7.11 Page faults and demand paging

If the page table entry says "not present" (the page lives on disk, or has not been allocated), the MMU raises a page fault. The OS catches the fault, fetches the page from disk (or zeroes it if it is a new allocation), updates the page table, and resumes the offending instruction.

This is the mechanism behind:

Swap. Use disk as overflow when RAM is full. Slow when active.
Copy-on-write. Two processes can share a physical page; on write, the OS makes a private copy. fork() in Unix uses this.
Mmap. Map a file into memory; pages fault in on first access.

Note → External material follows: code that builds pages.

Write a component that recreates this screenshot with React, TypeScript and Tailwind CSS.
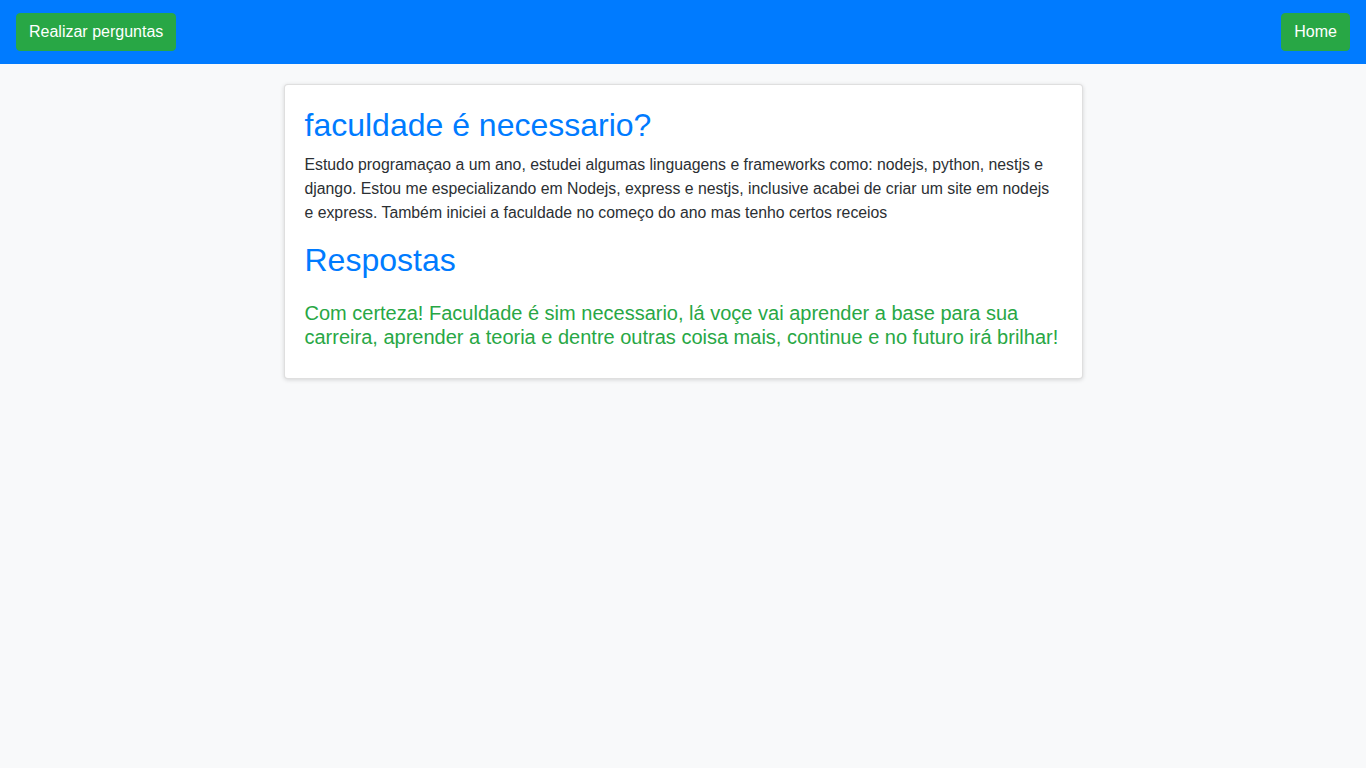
export default function App() {
  return (
    <div className="min-h-[768px] bg-[#f8f9fa] font-['Liberation_Sans',Arial,sans-serif] text-[#212529]">
      <nav className="flex h-16 items-center justify-between bg-[#007bff] px-4">
        <button className="rounded-[4px] border border-[#28a745] bg-[#28a745] px-3 py-[6px] text-base leading-6 text-white">
          Realizar perguntas
        </button>
        <button className="rounded-[4px] border border-[#28a745] bg-[#28a745] px-3 py-[6px] text-base leading-6 text-white">
          Home
        </button>
      </nav>
      <div className="flex justify-center pt-5">
        <div className="w-[799px] rounded-[4px] border border-[rgba(0,0,0,0.125)] bg-white px-5 pt-[21px] pb-5 shadow-[0_1px_4px_rgba(0,0,0,0.15)]">
          <h2 className="mb-[9px] text-[32px] leading-[38px] text-[#007bff]">faculdade é necessario?</h2>
          <p className="mb-4 text-[15.8px] leading-6 text-[#2b2f33]">
            Estudo programaçao a um ano, estudei algumas linguagens e frameworks como: nodejs, python, nestjs e django. Estou me especializando em Nodejs, express e nestjs, inclusive acabei de criar um site em nodejs e express. Também iniciei a faculdade no começo do ano mas tenho certos receios
          </p>
          <h2 className="mb-[22px] text-[32px] leading-[38px] text-[#007bff]">Respostas</h2>
          <h5 className="mb-[9px] text-xl leading-6 text-[#28a745]">
            Com certeza! Faculdade é sim necessario, lá voçe vai aprender a base para sua carreira, aprender a teoria e dentre outras coisa mais, continue e no futuro irá brilhar!
          </h5>
        </div>
      </div>
    </div>
  );
}
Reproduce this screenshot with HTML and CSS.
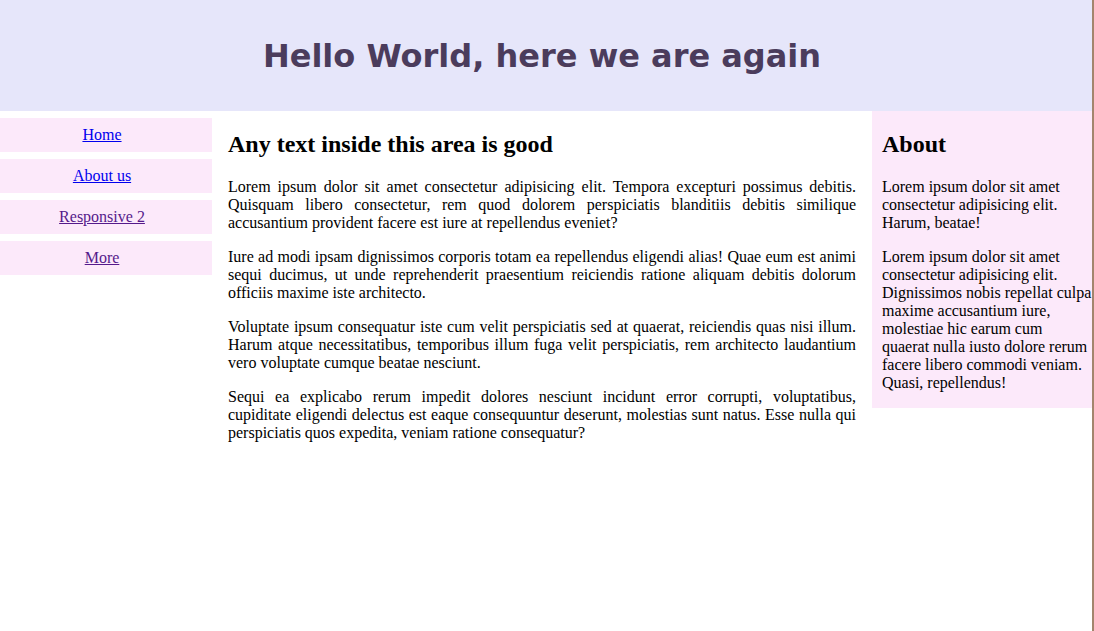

7.12 Segmentation: a historical detour

Before paging, the dominant scheme was segmentation: dividing memory into variable-size segments (code, data, stack), each with its own base and limit. x86 retained segmentation through the 8086, 80286, and 80386. In 64-bit mode, segmentation is mostly turned off (segment bases are zero), but the FS and GS segment registers are still used for thread-local storage and percpu data in Linux.

Pure segmentation suffered from external fragmentation (free space in pieces too small to fit a segment). Paging won. Hybrid schemes (Multics, x86 32-bit) used segmentation atop paging, but everybody ended up with paging-only architectures.